Tamim’s memoir telegraphs a perspective that evolved for me and many of my community over a thirty year period (I’m a bit older than the author), from civil rights days through the rise of the new right to the fall of Communism. During those years, we found ourselves alternately working for “the end of civilization as we knew it” as the author calls it, or especially while raising young children, simply expecting it to happen. Our children would live in a world with no more wars, poverty, environmental degradation, restrictions, borders and rules, except those necessary to keep us safe – nirvana. Most especially, a world with mutual respect for all, without gender, religious or racial bigotry. A very warm and glowing vision, and even more recognizable by its distinct texture: fuzzy.
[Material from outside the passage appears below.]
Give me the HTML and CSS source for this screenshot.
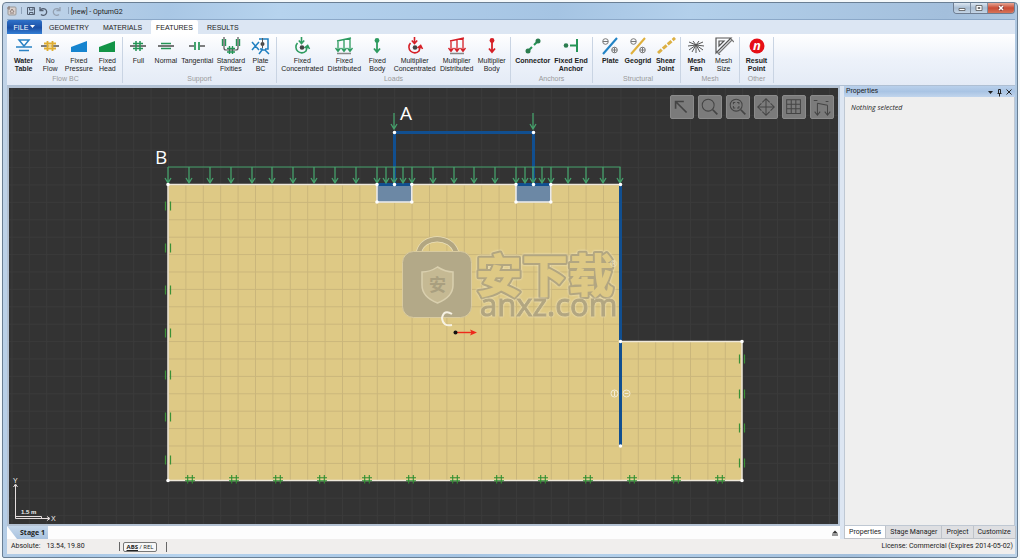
FILE: index.html
```html
<!DOCTYPE html>
<html lang="en">
<head>
<meta charset="utf-8">
<title>[new] - OptumG2</title>
<link rel="stylesheet" href="styles.css">
</head>
<body>
<svg class="defs" aria-hidden="true">
  <defs>
    <g id="arrow"><path d="M0 -17V-1M-3 -6L0 -1L3 -6" fill="none" stroke="#45a06b" stroke-width="1.3"/></g>
    <g id="slider" stroke="#3a9136" stroke-width="1.2"><path d="M-2.5 -4.500V4.500M2.500 -4.500V4.500"/></g>
    <g id="fix" stroke="#2f9030" stroke-width="1.1"><path d="M-5 -1.300H5M-5 1.700H5M-2.300 -4V4.500M2.300 -4V4.500"/></g>
    <g id="concentrated" fill="none" stroke-width="1.6"><path d="M5.500 6A5.500 5.500 0 1 0 14 14L15.500 9M12.500 11L15.700 8.500L17.500 12M9.500 0V6M6.800 3.500L9.500 6.500L12.200 3.500"/><circle cx="10" cy="10.500" r="2.300" fill="#444" stroke="none"/></g>
    <g id="distributed" fill="none" stroke-width="1.300"><path d="M3 4L17 1M4 4V14M10 3V14M16 1V14M1.500 11L4 14.500L6.500 11M7.500 11L10 14.500L12.500 11M13.500 11L16 14.500L18.500 11"/><path d="M3 16.500H17" stroke="#888" stroke-width="1.500"/></g>
    <g id="bodyload"><circle cx="10" cy="3.500" r="2.400" stroke="none"/><path d="M10 4V14M7 11.500L10 15L13 11.500" fill="none" stroke-width="1.800"/></g>
  </defs>
</svg>
<div class="window">
  <header class="titlebar">
    <svg class="quick" viewBox="0 0 64 14" aria-hidden="true">
      <rect x="1" y="3" width="8" height="8" rx="1" fill="#d9d0cc" stroke="#999"/><path d="M3 8l2-3 2 3M3 9h4M0 4h3M2 2v4" stroke="#8a7c78" fill="none"/>
      <path d="M14.500 3v7M61.500 3v7" stroke="#8fa3bb"/>
      <g fill="none" stroke="#535f70"><path d="M20.500 3.500h7v7h-7zM22.500 3.500v2.500h3.500v-2.500M22.500 10.500V8.500h3.500v2"/><path d="M33 3v3.500h3.500M33.500 6A3.400 3.400 0 1 1 34 10.500" stroke-width="1.300"/><path d="M53 3v3.500h-3.500M52.500 6A3.400 3.400 0 1 0 52 10.500" stroke="#94a1b1" stroke-width="1.300"/></g>
    </svg>
    <h1>[new] - OptumG2</h1>
    <div class="winbuttons">
      <button aria-label="Minimize"><svg viewBox="0 0 16 10"><path d="M5 5.500h6v2h-6z" fill="#fff" stroke="#555" stroke-width=".8"/></svg></button>
      <button aria-label="Maximize"><svg viewBox="0 0 16 10"><path d="M5 2.500h6v5h-6zM7 4.500h2v1h-2z" fill="#fff" stroke="#555" stroke-width=".8"/></svg></button>
      <button class="close" aria-label="Close"><svg viewBox="0 0 26 10"><path d="M11 3l4 4M15 3l-4 4" stroke="#733" stroke-width="3"/><path d="M11 3l4 4M15 3l-4 4" stroke="#fff" stroke-width="1.600"/></svg></button>
    </div>
  </header>
  <div class="client">
    <nav class="menu"><button class="file">FILE <svg viewBox="0 0 5 4"><path d="M0 0h5l-2.500 3z" fill="#fff"/></svg></button><button>GEOMETRY</button><button>MATERIALS</button><button class="active">FEATURES</button><button>RESULTS</button></nav>
    <div class="ribbon">
      <section class="group g-flow"><div class="tools">
        <button class="strong"><svg viewBox="0 0 20 18"><path d="M5 3h10l-5 6z" fill="#fff" stroke="#2a82c4" stroke-width="1.500"/><path d="M2 10h16M5 13.500h10" stroke="#2a82c4" stroke-width="1.500"/></svg><span>Water<br>Table</span></button>
        <button><svg viewBox="0 0 20 18"><path d="M1 9h18" stroke="#555" stroke-width="1.500"/><path d="M4 6.500h12M4 11.500h12M7.500 4v10M12.500 4v10" stroke="#dfad31" stroke-width="1.800"/><path d="M8.500 7.500h3v3h-3z" fill="#f7d988"/></svg><span>No<br>Flow</span></button>
        <button><svg viewBox="0 0 20 18"><path d="M2 10L18 4v11H2z" fill="#1684cf"/></svg><span>Fixed<br>Pressure</span></button>
        <button><svg viewBox="0 0 20 18"><path d="M2 10L18 4v11H2z" fill="#129447"/></svg><span>Fixed<br>Head</span></button>
      </div><h2>Flow BC</h2></section>
      <section class="group g-support"><div class="tools">
        <button><svg viewBox="0 0 20 18"><path d="M2 9h16" stroke="#555" stroke-width="1.600"/><path d="M5 6.500h10M5 11.500h10M8 4v10M12 4v10" stroke="#249456" stroke-width="1.500"/></svg><span>Full</span></button>
        <button><svg viewBox="0 0 20 18"><path d="M2 9h16" stroke="#555" stroke-width="1.600"/><path d="M5 6.500h10M5 11.500h10" stroke="#249456" stroke-width="1.700"/></svg><span>Normal</span></button>
        <button><svg viewBox="0 0 20 18"><path d="M2 9h5M13 9h5" stroke="#555" stroke-width="1.600"/><path d="M8 5v8M12 5v8" stroke="#249456" stroke-width="1.700"/></svg><span>Tangential</span></button>
        <button><svg viewBox="0 0 20 18"><g fill="none" stroke="#249456" stroke-width="1.400"><path d="M1.500 2v7M4.500 2v7M15.500 2v7M18.500 2v7M6 11.500h8M6 15h8M8.500 9v8M11.500 9v8"/></g><path d="M3 0v11q0 2 2 2h10q2 0 2-2V0" fill="none" stroke="#555" stroke-width="1.200"/></svg><span>Standard<br>Fixities</span></button>
        <button><svg viewBox="0 0 20 18"><path d="M8 2h9v10h-3M1 5l7 8M8 5l-7 8M9 12h3M8 17l3-4h3l4 4" fill="none" stroke="#1f7fc0" stroke-width="1.500"/><circle cx="11.500" cy="7" r="2" fill="#444"/><path d="M11.500 1v6M11.500 7v4" stroke="#555"/></svg><span>Plate<br>BC</span></button>
      </div><h2>Support</h2></section>
      <section class="group g-loads"><div class="tools">
        <button class="green"><svg viewBox="0 0 20 18"><use href="#concentrated"/></svg><span>Fixed<br>Concentrated</span></button>
        <button class="green"><svg viewBox="0 0 20 18"><use href="#distributed"/></svg><span>Fixed<br>Distributed</span></button>
        <button class="green"><svg viewBox="0 0 20 18"><use href="#bodyload"/></svg><span>Fixed<br>Body</span></button>
        <button class="red"><svg viewBox="0 0 20 18"><use href="#concentrated"/></svg><span>Multiplier<br>Concentrated</span></button>
        <button class="red"><svg viewBox="0 0 20 18"><use href="#distributed"/></svg><span>Multiplier<br>Distributed</span></button>
        <button class="red"><svg viewBox="0 0 20 18"><use href="#bodyload"/></svg><span>Multiplier<br>Body</span></button>
      </div><h2>Loads</h2></section>
      <section class="group g-anchors"><div class="tools">
        <button class="strong"><svg viewBox="0 0 20 18"><path d="M5 14l4-4M11 8l4-4" stroke="#249456" stroke-width="2"/><circle cx="5" cy="14" r="2.500" fill="#2b7d50"/><circle cx="15" cy="4" r="2.500" fill="#2b7d50"/></svg><span>Connector</span></button>
        <button class="strong"><svg viewBox="0 0 20 18"><circle cx="5" cy="8.500" r="2.300" fill="#2b7d50"/><path d="M9 8.500h7M16 2v13" stroke="#249456" stroke-width="2"/></svg><span>Fixed End<br>Anchor</span></button>
      </div><h2>Anchors</h2></section>
      <section class="group g-structural"><div class="tools">
        <button class="strong"><svg viewBox="0 0 20 18"><path d="M3 17L17 1" stroke="#2283c5" stroke-width="2"/><g fill="none" stroke="#777" stroke-width="1"><circle cx="5.500" cy="4.500" r="2.800"/><path d="M3 4.500h5M12 13h5M14.500 10.500v5"/><circle cx="14.500" cy="13" r="2.800"/></g></svg><span>Plate</span></button>
        <button class="strong"><svg viewBox="0 0 20 18"><path d="M3 17L17 1" stroke="#dfb03c" stroke-width="2"/><g fill="none" stroke="#777" stroke-width="1"><circle cx="5.500" cy="4.500" r="2.800"/><path d="M3 4.500h5M12 13h5M14.500 10.500v5"/><circle cx="14.500" cy="13" r="2.800"/></g></svg><span>Geogrid</span></button>
        <button class="strong"><svg viewBox="0 0 20 18"><path d="M2 16L19 1" stroke="#dcb044" stroke-width="3" stroke-dasharray="5 1.500"/></svg><span>Shear<br>Joint</span></button>
      </div><h2>Structural</h2></section>
      <section class="group g-mesh"><div class="tools">
        <button class="strong"><svg viewBox="0 0 20 18"><path d="M10 8L2 9M10 8L3 13M10 8L6 15M10 8v8M10 8l4 7M10 8l7 5M10 8l8 1M10 8L3 5M10 8l7-3M10 8L7 4M10 8l3-4" stroke="#555" stroke-width="1"/></svg><span>Mesh<br>Fan</span></button>
        <button><svg viewBox="0 0 20 18"><path d="M2 1h15L2 16zM5 4v5l5-5z" fill="none" stroke="#555" stroke-width="1.200"/><path d="M4 17L18 3M3 15l3 3M17 2l3 3" stroke="#777" stroke-width="1.200"/></svg><span>Mesh<br>Size</span></button>
      </div><h2>Mesh</h2></section>
      <section class="group g-other"><div class="tools">
        <button class="strong"><svg viewBox="0 0 20 18"><circle cx="10" cy="9" r="7.500" fill="#e60f17"/><text x="10" y="13" class="n">n</text></svg><span>Result<br>Point</span></button>
      </div><h2>Other</h2></section>
    </div>
    <div class="work">
      <main>
        <div class="canvas">
          <svg class="drawing" viewBox="9 88 829 436" role="img" aria-label="Model">
            <defs>
              <pattern id="dark" x="168" y="184.500" width="17.400" height="17.400" patternUnits="userSpaceOnUse"><path d="M0 .5H17.400M.5 0V17.400" stroke="#3a3a3a"/></pattern>
              <pattern id="sand" x="168" y="184.500" width="17.400" height="17.400" patternUnits="userSpaceOnUse"><path d="M0 .5H17.400M.5 0V17.400" stroke="#cab67b"/></pattern>
            </defs>
            <rect x="9" y="88" width="829" height="436" fill="#333"/>
            <rect x="9" y="88" width="829" height="436" fill="url(#dark)"/>
            <path d="M168 184.500H620.500V341.500H742V480.500H168z" fill="#dec985"/>
            <path d="M168 184.500H620.500V341.500H742V480.500H168z" fill="url(#sand)" stroke="#eee8da" stroke-width="1.500"/>
            <g fill="#6c88a5" stroke="#eee" stroke-width="1.500"><path d="M377 184.500h34.800V202H377z"/><path d="M516 184.500h34.800V202H516z"/></g>
            <g stroke="#114f90" stroke-width="3" fill="none"><path d="M394.500 184V132.500H533.500V184M377 184.500h35M516 184.500h35M620.500 184V446"/></g>
            <path d="M168 167H620.500" stroke="#45a06b"/>
            <g>
              <use href="#arrow" x="168" y="184"/><use href="#arrow" x="189" y="184"/><use href="#arrow" x="210" y="184"/><use href="#arrow" x="231" y="184"/><use href="#arrow" x="252" y="184"/><use href="#arrow" x="272" y="184"/><use href="#arrow" x="293" y="184"/><use href="#arrow" x="314" y="184"/><use href="#arrow" x="335" y="184"/><use href="#arrow" x="356" y="184"/>
              <use href="#arrow" x="377" y="184"/><use href="#arrow" x="386" y="184"/><use href="#arrow" x="394" y="184"/><use href="#arrow" x="403" y="184"/><use href="#arrow" x="412" y="184"/><use href="#arrow" x="433" y="184"/><use href="#arrow" x="454" y="184"/><use href="#arrow" x="474" y="184"/><use href="#arrow" x="495" y="184"/>
              <use href="#arrow" x="516" y="184"/><use href="#arrow" x="525" y="184"/><use href="#arrow" x="533" y="184"/><use href="#arrow" x="542" y="184"/><use href="#arrow" x="551" y="184"/><use href="#arrow" x="568" y="184"/><use href="#arrow" x="586" y="184"/><use href="#arrow" x="603" y="184"/><use href="#arrow" x="620" y="184"/>
              <use href="#arrow" x="394" y="130"/><use href="#arrow" x="533" y="130"/>
            </g>
            <g>
              <use href="#slider" x="168" y="206"/><use href="#slider" x="168" y="248"/><use href="#slider" x="168" y="290"/><use href="#slider" x="168" y="333"/><use href="#slider" x="168" y="375"/><use href="#slider" x="168" y="417"/><use href="#slider" x="168" y="460"/>
              <use href="#slider" x="742" y="359"/><use href="#slider" x="742" y="394"/><use href="#slider" x="742" y="428"/><use href="#slider" x="742" y="463"/>
            </g>
            <g>
              <use href="#fix" x="190" y="479"/><use href="#fix" x="234" y="479"/><use href="#fix" x="278" y="479"/><use href="#fix" x="322" y="479"/><use href="#fix" x="367" y="479"/><use href="#fix" x="411" y="479"/><use href="#fix" x="455" y="479"/><use href="#fix" x="499" y="479"/><use href="#fix" x="543" y="479"/><use href="#fix" x="588" y="479"/><use href="#fix" x="632" y="479"/><use href="#fix" x="676" y="479"/><use href="#fix" x="720" y="479"/>
            </g>
            <path d="M168 184.500h0M168 480.500h0M377 184.500h0M411.800 184.500h0M377 202h0M411.800 202h0M394.500 184.500h0M394.500 132.500h0M533.500 132.500h0M533.500 184.500h0M516 184.500h0M550.800 184.500h0M516 202h0M550.800 202h0M620.500 184.500h0M620.500 341.500h0M742 341.500h0M742 480.500h0M620.500 446h0" stroke="#fff" stroke-width="3.600" stroke-linecap="round"/>
            <g fill="none" stroke="#f4ecd5"><circle cx="614.500" cy="393.500" r="3.500"/><circle cx="626.500" cy="393.500" r="3.500"/><path d="M614.500 391v5M624.500 393.500h4"/></g>
            <g>
              <path d="M419 252C423 235 451 235 456 252" fill="none" stroke="#eadfb9" stroke-width="6"/>
              <path d="M419 252C423 235 451 235 456 252" fill="none" stroke="#b2a681" stroke-width="4.500"/>
              <rect x="402.500" y="251.500" width="69" height="66" rx="11" fill="#b3a988" stroke="#d9cba0"/>
              <path d="M437.500 267q8 5 15.500 5v13q0 12-15.500 18q-15.500-6-15.500-18v-13q8 0 15.500-5z" fill="#c5b993" stroke="#d9cfae" stroke-width="1.500"/>
              <text x="437.500" y="291" class="shieldtext">安</text>
              <text x="476" y="292" class="cjk">安下载</text>
              <text x="480" y="316" class="latin">anxz.com</text>
              <text x="610" y="267" class="reg">®</text>
            </g>
            <text x="400" y="120" class="letter">A</text><text x="155" y="164" class="letter">B</text><path d="M452 314Q444 309 442 318Q443 327 452 325" fill="none" stroke="#f7f2e3" stroke-width="2"/>
            <path d="M456 332.500H474" stroke="#ee2a1c" stroke-width="1.400"/><path d="M470 329.500L477 332.500L470 335.500L471.500 332.500z" fill="#ee2a1c"/><circle cx="455.500" cy="332.500" r="2" fill="#111"/>
            <g fill="none" stroke="#e5dede"><path d="M15.500 485V518.500H49M13.500 487L15.500 484L17.500 487M47 516.500L50 518.500L47 520.500M15.500 516.500H41.500V518.500"/></g>
            <text x="13" y="483" class="axis">Y</text><text x="51" y="521" class="axis">X</text><text x="21" y="514" class="scale">1.5 m</text>
          </svg>
          <div class="viewtools">
            <button aria-label="Select"><svg viewBox="0 0 24 24"><path d="M5 14V6h9M5 6l12 12" class="bold"/></svg></button>
            <button aria-label="Zoom"><svg viewBox="0 0 24 24"><circle cx="10" cy="10" r="6.500"/><path d="M15 15l5 5" class="bold"/></svg></button>
            <button aria-label="Zoom extents"><svg viewBox="0 0 24 24"><circle cx="10" cy="10" r="6.500"/><path d="M7 9V7h2M11 7h2v2M13 11v2h-2M9 13H7v-2"/><path d="M15 15l5 5" class="bold"/></svg></button>
            <button aria-label="Pan"><svg viewBox="0 0 24 24"><path d="M12 4v16M4 12h16M8 7l4-4 4 4M8 17l4 4 4-4M7 8l-4 4 4 4M17 8l4 4-4 4"/></svg></button>
            <button aria-label="Grid"><svg viewBox="0 0 24 24"><path d="M4 4h15v15H4zM9 4v15M14 4v15M4 9h15M4 14h15"/></svg></button>
            <button aria-label="Show loads"><svg viewBox="0 0 24 24"><path d="M7 8l11 2M7 8v12M18 10v10M4 17l3 4 3-4M15 17l3 4 3-4M3 5h4M16 6h3"/></svg></button>
          </div>
        </div>
        <div class="stages"><button>Stage 1</button><svg viewBox="0 0 6 6" aria-hidden="true"><path d="M0 3.500L3 .5L6 3.500zM0 4.500h6v1H0z" fill="#333"/></svg></div>
      </main>
      <aside>
        <div class="panelhead"><h2>Properties</h2><svg viewBox="0 0 26 10" aria-hidden="true"><path d="M1 4h5l-2.500 3z" fill="#222"/><path d="M10.500 6.500h4M11.500 2.500h2v4h-2zM12.500 6.500v3M19.500 2.500l5 5M24.500 2.500l-5 5" stroke="#222" fill="none"/></svg></div>
        <div class="panelbody"><p>Nothing selected</p></div>
        <div class="paneltabs"><button class="active">Properties</button><button>Stage Manager</button><button>Project</button><button>Customize</button></div>
      </aside>
    </div>
    <footer><div class="coords"><span>Absolute:</span><span>13.54, 19.80</span></div><div class="mode"><button><b>ABS</b> / REL</button></div><p>License: Commercial (Expires 2014-05-02)</p></footer>
  </div>
</div>
</body>
</html>
```
FILE: styles.css
```css
* { box-sizing: border-box; }
body { margin: 0; padding: 2px; background: #f4f8fa; font: 7px/9px Roboto, "Open Sans", sans-serif; color: #222; }
h1, h2, p { margin: 0; font: inherit; }
button { font: inherit; color: inherit; margin: 0; padding: 0; border: 0; background: none; white-space: nowrap; }
svg { display: block; }
.defs { width: 0; height: 0; position: absolute; }
.window { min-height: calc(100vh - 4px); display: flex; flex-direction: column; border: 1px solid #6a7f94; border-radius: 4px 4px 2px 2px; background: linear-gradient(100deg, #c3d5e8, #a9c7e5 15%, #b6d3ee 25%, #a5c4e3 50%, #b3d0eb 62%, #a3bfdc 85%, #bdd3e8); padding: 0 2px 3px 4px; }
.titlebar { display: flex; height: 16px; align-items: center; }
.quick { width: 64px; height: 14px; }
.titlebar h1 { margin-top: 2px; }
.winbuttons { margin-left: auto; align-self: flex-start; display: flex; border: 1px solid #6e7d91; border-top: 0; border-radius: 0 0 4px 4px; overflow: hidden; }
.winbuttons button { background: linear-gradient(#dce7f2, #a9bdd2 50%, #c4d5e6); border-right: 1px solid #7e8ea1; }
.winbuttons svg { width: 16px; height: 10px; }
.winbuttons .close { border: 0; background: linear-gradient(#e7a795, #c94c35 50%, #d67459); }
.winbuttons .close svg { width: 26px; }
.client { flex: 1; display: flex; flex-direction: column; background: #dde6f2; border-top: 1px solid #8ba8c8; }
.menu { display: flex; height: 14px; background: #dce6f3; font-family: "Liberation Sans", sans-serif; }
.menu button { padding: 0 7px; }
.menu .file { width: 35px; padding: 0; display: flex; align-items: center; justify-content: center; gap: 2px; color: #fff; background: linear-gradient(#2f72c9, #1b4fa5 55%, #347fd5); border-radius: 2px 2px 0 0; }
.file svg { width: 5px; height: 4px; }
.menu .active { background: #fff; border-radius: 2px 2px 0 0; padding: 0 5px; margin: 0 2px; }
.ribbon { display: flex; padding: 3px 2px 2px; height: 52px; background: linear-gradient(#fff, #edf2fa 50%, #e4ebf6); border-bottom: 1px solid #aebfd3; font: 7px/8px "Liberation Sans", sans-serif; }
.group { display: flex; flex-direction: column; border-right: 1px solid #c9d4e3; }
.group h2 { color: #999; text-align: center; }
.tools { display: flex; flex: 1; justify-content: space-evenly; }
.tools button { display: flex; flex-direction: column; align-items: center; min-width: 24px; gap: 2px; }
.tools svg { width: 20px; height: 18px; }
.strong { font-weight: bold; }
.green svg { stroke: #2e9b60; fill: #2e9b60; }
.red svg { stroke: #d62027; fill: #d62027; }
.n { font: italic bold 13px "Open Sans", sans-serif; fill: #fff; text-anchor: middle; }
.g-flow { width: 114px; }
.g-support { width: 154px; }
.g-loads { width: 234px; }
.g-anchors { width: 82px; }
.g-structural { width: 88px; padding-left: 3px; }
.g-mesh { width: 59px; }
.g-other { width: 34px; }
.work { flex: 1; display: flex; gap: 4px; min-height: 0; }
main { flex: 1; min-width: 0; display: flex; flex-direction: column; background: #fdfdfd; }
.canvas { flex: 1; min-height: 0; position: relative; border: 2px solid #b3c1d2; background: #333; }
.drawing { position: absolute; inset: 0; width: 100%; height: 100%; }
.viewtools { position: absolute; top: 7px; right: 4px; display: flex; gap: 4px; }
.viewtools button { width: 24px; height: 24px; background: #7b7b7b; border: 1px solid #8b8b8b; border-radius: 2px; }
.viewtools svg { width: 22px; height: 22px; fill: none; stroke: #444; stroke-width: 1.1; }
.viewtools .bold { stroke-width: 1.8; }
.letter { font: 19px "Open Sans", sans-serif; fill: #fff; }
.axis { font: 7px "Liberation Sans", sans-serif; fill: #eee; }
.scale { font: bold 6px "Liberation Sans", sans-serif; fill: #eee; }
.cjk { font: 900 46px "Noto Sans CJK SC", sans-serif; stroke-linejoin: round; fill: #dec985; stroke: #b2a681; stroke-width: 4; paint-order: stroke; filter: drop-shadow(0 0 1px #f3e9c8); }
.latin { font: 31px "Open Sans", sans-serif; fill: #b2a681; stroke: #b2a681; stroke-width: 1; filter: drop-shadow(0 0 1px #f3e9c8); }
.shieldtext { font: bold 17px "Noto Sans CJK SC", sans-serif; fill: #a99f7f; text-anchor: middle; }
.reg { font: 9px "Open Sans", sans-serif; fill: #eee3bf; }
.stages { display: flex; height: 13px; justify-content: space-between; align-items: center; padding-right: 2px; }
.stages button { align-self: stretch; padding: 0 3px 1px 13px; font-family: "Open Sans", sans-serif; font-weight: bold; background: linear-gradient(#c6d8eb, #a8c2df); clip-path: polygon(0 0, 100% 0, 100% 100%, 10px 100%); }
.stages svg { width: 6px; height: 6px; }
aside { width: 171px; display: flex; flex-direction: column; }
.panelhead { display: flex; height: 11px; justify-content: space-between; align-items: center; padding: 0 2px; background: linear-gradient(#b9d0eb, #a9c4e4 50%, #c1d5ed); }
.panelhead svg { width: 26px; height: 10px; }
.panelbody { flex: 1; background: #efefef; border: 1px solid #bfc8d3; border-width: 0 1px 1px; padding: 6px; }
.panelbody p { font-family: "Open Sans", sans-serif; font-style: italic; }
.paneltabs { display: flex; height: 13px; background: #f0f0f0; }
.paneltabs button { padding: 0 4px; background: #dedfe2; border: 1px solid #bfc3c9; border-width: 0 1px 1px 0; }
.paneltabs .active { background: #fff; border-left-width: 1px; }
footer { display: flex; height: 15px; align-items: center; background: #f0eeed; padding: 0 2px 0 4px; }
.coords { display: flex; gap: 6px; width: 109px; border-right: 1px solid #666; }
.mode { padding: 0 9px 0 3px; border-right: 1px solid #666; }
.mode button { display: block; width: 34px; border: 1px solid #777; border-radius: 2px; background: #f7f7f7; font: 6px/8px "Open Sans", sans-serif; }
.mode b { text-decoration: underline; }
footer p { margin-left: auto; }
```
My favorite line in this book was, “We knew we were the future, if only we could become better people. But becoming better people—ah! That turned out to be so hard!” I’ve never read a line that so epitomizes the late 60s and early 70s!
How can we be so disillusioned by this election, when we were present for it every step of the way, and I’m not just talking about the past two years? Will redoubling our efforts as individuals and in communities be effective? Tamim seems to be saying things keep changing, but in spite of us, not because of us. Yet as the adage implores, we not called upon to complete the task, only to begin.
Read this book for insights, laughs, pure pleasure – and as a way to take your own journey back in time, and then to move forward.